──────── Supplied material ────────
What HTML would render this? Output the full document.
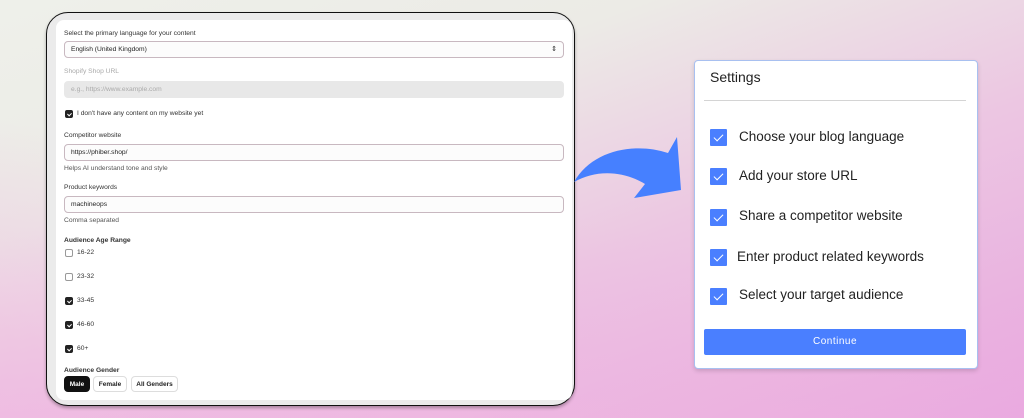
<!DOCTYPE html>
<html><head><meta charset="utf-8"><style>
*{margin:0;padding:0;box-sizing:border-box}
body{width:1024px;height:418px;overflow:hidden;position:relative;font-family:"Liberation Sans",sans-serif;
background:linear-gradient(160deg,#eef0ea 0%,#ecebe6 30%,#ecc6e2 60%,#e8a6df 100%);}
.bg2{position:absolute;inset:0;background:linear-gradient(10deg,rgba(240,180,225,.7) 0%,rgba(240,200,230,0) 50%);}
.dev{position:absolute;left:46px;top:12px;width:529px;height:394px;border:1.5px solid #111;border-radius:22px;background:#ebebeb;box-shadow:0 2px 3px rgba(0,0,0,.3)}
.pan{position:absolute;left:56px;top:20px;width:516px;height:380px;background:#fff;border-radius:8px;}
.t{position:absolute;font-size:6.7px;color:#333;white-space:nowrap;line-height:8px}
.in{position:absolute;left:64px;width:500px;height:17px;border:1px solid #c8b8c0;border-radius:4px;background:#fcfcfc;font-size:6.7px;padding:4px 0 0 6px;color:#222}
.cb{position:absolute;left:65px;width:8px;height:8px;border-radius:2px;border:1px solid #999;background:#fff}
.cb.on{background:#222;border-color:#222}
.cb.on::after{content:"";position:absolute;left:2px;top:1px;width:2px;height:3px;border:solid #fff;border-width:0 1px 1px 0;transform:rotate(45deg)}
.btn{position:absolute;top:376px;height:16px;border:1px solid #ddd;border-radius:4px;font-size:6.5px;font-weight:bold;padding-top:4px;text-align:center;background:#fff;color:#222}
.card{position:absolute;left:694px;top:60px;width:284px;height:309px;background:#fff;border:1px solid #a8c0f0;border-radius:4px;box-shadow:0 2px 4px rgba(0,0,0,.15)}
.ck{position:absolute;left:710px;width:17px;height:17px;background:#4a7fff;border-radius:1px}
.ck::after{content:"";position:absolute;left:6px;top:3px;width:4px;height:8px;border:solid #fff;border-width:0 1px 1px 0;transform:rotate(45deg)}
.it{position:absolute;left:739px;font-size:13.5px;color:#222;white-space:nowrap;letter-spacing:0}
</style></head><body>
<div class="bg2"></div>
<div class="dev"></div>
<div class="pan"></div>
<div class="t" style="left:64px;top:30px">Select the primary language for your content</div>
<div class="in" style="top:41px">English (United Kingdom)<span style="position:absolute;right:6px;top:3px;font-size:7px">⇕</span></div>
<div class="t" style="left:64px;top:68px;color:#aaa">Shopify Shop URL</div>
<div class="in" style="top:81px;background:#e8e8e8;border-color:#e8e8e8;color:#aaa">e.g., https://www.example.com</div>
<div class="cb on" style="top:110px"></div><div class="t" style="left:77px;top:110px">I don't have any content on my website yet</div>
<div class="t" style="left:64px;top:132px">Competitor website</div>
<div class="in" style="top:144px">https://phiber.shop/</div>
<div class="t" style="left:64px;top:165px;color:#555">Helps AI understand tone and style</div>
<div class="t" style="left:64px;top:184px">Product keywords</div>
<div class="in" style="top:196px">machineops</div>
<div class="t" style="left:64px;top:217px;color:#555">Comma separated</div>
<div class="t" style="left:64px;top:237px;font-weight:bold">Audience Age Range</div>
<div class="cb" style="top:249px"></div><div class="t" style="left:77px;top:249px">16-22</div>
<div class="cb" style="top:273px"></div><div class="t" style="left:77px;top:273px">23-32</div>
<div class="cb on" style="top:297px"></div><div class="t" style="left:77px;top:297px">33-45</div>
<div class="cb on" style="top:321px"></div><div class="t" style="left:77px;top:321px">46-60</div>
<div class="cb on" style="top:345px"></div><div class="t" style="left:77px;top:345px">60+</div>
<div class="t" style="left:64px;top:367px;font-weight:bold">Audience Gender</div>
<div class="btn" style="left:64px;width:26px;background:#111;color:#fff;border-color:#111">Male</div>
<div class="btn" style="left:93px;width:34px">Female</div>
<div class="btn" style="left:131px;width:47px">All Genders</div>
<svg style="position:absolute;left:0;top:0" width="1024" height="418"><path d="M574 182 C592 150 635 142 668 153 L677 137 L681 190 L634 198 L645 184 C622 170 595 170 574 182Z" fill="#4680ff"/></svg>
<div class="card"></div>
<div style="position:absolute;left:710px;top:69px;font-size:14px;color:#222">Settings</div>
<div style="position:absolute;left:704px;top:100px;width:262px;height:1px;background:#d4d4d4"></div>
<div class="ck" style="top:129px"></div><div class="it" style="top:129px">Choose your blog language</div>
<div class="ck" style="top:168px"></div><div class="it" style="top:168px">Add your store URL</div>
<div class="ck" style="top:209px"></div><div class="it" style="top:208px">Share a competitor website</div>
<div class="ck" style="top:249px"></div><div class="it" style="top:249px;left:737px">Enter product related keywords</div>
<div class="ck" style="top:288px"></div><div class="it" style="top:287px">Select your target audience</div>
<div style="position:absolute;left:704px;top:329px;width:262px;height:26px;background:#4a7fff;border-radius:2px;color:#fff;font-size:10px;text-align:center;line-height:26px;letter-spacing:.5px">Continue</div>
</body></html>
────────
Stated task —
Copy all the lines of data exactly as they appear, dropping any images.

Task answer —
What HTML would render this? Output the full document.
<!DOCTYPE html>
<html><head><meta charset="utf-8"><style>
*{margin:0;padding:0;box-sizing:border-box}
body{width:1024px;height:418px;overflow:hidden;position:relative;font-family:"Liberation Sans",sans-serif;
background:linear-gradient(160deg,#eef0ea 0%,#ecebe6 30%,#ecc6e2 60%,#e8a6df 100%);}
.bg2{position:absolute;inset:0;background:linear-gradient(10deg,rgba(240,180,225,.7) 0%,rgba(240,200,230,0) 50%);}
.dev{position:absolute;left:46px;top:12px;width:529px;height:394px;border:1.5px solid #111;border-radius:22px;background:#ebebeb;box-shadow:0 2px 3px rgba(0,0,0,.3)}
.pan{position:absolute;left:56px;top:20px;width:516px;height:380px;background:#fff;border-radius:8px;}
.t{position:absolute;font-size:6.7px;color:#333;white-space:nowrap;line-height:8px}
.in{position:absolute;left:64px;width:500px;height:17px;border:1px solid #c8b8c0;border-radius:4px;background:#fcfcfc;font-size:6.7px;padding:4px 0 0 6px;color:#222}
.cb{position:absolute;left:65px;width:8px;height:8px;border-radius:2px;border:1px solid #999;background:#fff}
.cb.on{background:#222;border-color:#222}
.cb.on::after{content:"";position:absolute;left:2px;top:1px;width:2px;height:3px;border:solid #fff;border-width:0 1px 1px 0;transform:rotate(45deg)}
.btn{position:absolute;top:376px;height:16px;border:1px solid #ddd;border-radius:4px;font-size:6.5px;font-weight:bold;padding-top:4px;text-align:center;background:#fff;color:#222}
.card{position:absolute;left:694px;top:60px;width:284px;height:309px;background:#fff;border:1px solid #a8c0f0;border-radius:4px;box-shadow:0 2px 4px rgba(0,0,0,.15)}
.ck{position:absolute;left:710px;width:17px;height:17px;background:#4a7fff;border-radius:1px}
.ck::after{content:"";position:absolute;left:6px;top:3px;width:4px;height:8px;border:solid #fff;border-width:0 1px 1px 0;transform:rotate(45deg)}
.it{position:absolute;left:739px;font-size:13.5px;color:#222;white-space:nowrap;letter-spacing:0}
</style></head><body>
<div class="bg2"></div>
<div class="dev"></div>
<div class="pan"></div>
<div class="t" style="left:64px;top:30px">Select the primary language for your content</div>
<div class="in" style="top:41px">English (United Kingdom)<span style="position:absolute;right:6px;top:3px;font-size:7px">⇕</span></div>
<div class="t" style="left:64px;top:68px;color:#aaa">Shopify Shop URL</div>
<div class="in" style="top:81px;background:#e8e8e8;border-color:#e8e8e8;color:#aaa">e.g., https://www.example.com</div>
<div class="cb on" style="top:110px"></div><div class="t" style="left:77px;top:110px">I don't have any content on my website yet</div>
<div class="t" style="left:64px;top:132px">Competitor website</div>
<div class="in" style="top:144px">https://phiber.shop/</div>
<div class="t" style="left:64px;top:165px;color:#555">Helps AI understand tone and style</div>
<div class="t" style="left:64px;top:184px">Product keywords</div>
<div class="in" style="top:196px">machineops</div>
<div class="t" style="left:64px;top:217px;color:#555">Comma separated</div>
<div class="t" style="left:64px;top:237px;font-weight:bold">Audience Age Range</div>
<div class="cb" style="top:249px"></div><div class="t" style="left:77px;top:249px">16-22</div>
<div class="cb" style="top:273px"></div><div class="t" style="left:77px;top:273px">23-32</div>
<div class="cb on" style="top:297px"></div><div class="t" style="left:77px;top:297px">33-45</div>
<div class="cb on" style="top:321px"></div><div class="t" style="left:77px;top:321px">46-60</div>
<div class="cb on" style="top:345px"></div><div class="t" style="left:77px;top:345px">60+</div>
<div class="t" style="left:64px;top:367px;font-weight:bold">Audience Gender</div>
<div class="btn" style="left:64px;width:26px;background:#111;color:#fff;border-color:#111">Male</div>
<div class="btn" style="left:93px;width:34px">Female</div>
<div class="btn" style="left:131px;width:47px">All Genders</div>
<svg style="position:absolute;left:0;top:0" width="1024" height="418"><path d="M574 182 C592 150 635 142 668 153 L677 137 L681 190 L634 198 L645 184 C622 170 595 170 574 182Z" fill="#4680ff"/></svg>
<div class="card"></div>
<div style="position:absolute;left:710px;top:69px;font-size:14px;color:#222">Settings</div>
<div style="position:absolute;left:704px;top:100px;width:262px;height:1px;background:#d4d4d4"></div>
<div class="ck" style="top:129px"></div><div class="it" style="top:129px">Choose your blog language</div>
<div class="ck" style="top:168px"></div><div class="it" style="top:168px">Add your store URL</div>
<div class="ck" style="top:209px"></div><div class="it" style="top:208px">Share a competitor website</div>
<div class="ck" style="top:249px"></div><div class="it" style="top:249px;left:737px">Enter product related keywords</div>
<div class="ck" style="top:288px"></div><div class="it" style="top:287px">Select your target audience</div>
<div style="position:absolute;left:704px;top:329px;width:262px;height:26px;background:#4a7fff;border-radius:2px;color:#fff;font-size:10px;text-align:center;line-height:26px;letter-spacing:.5px">Continue</div>
</body></html>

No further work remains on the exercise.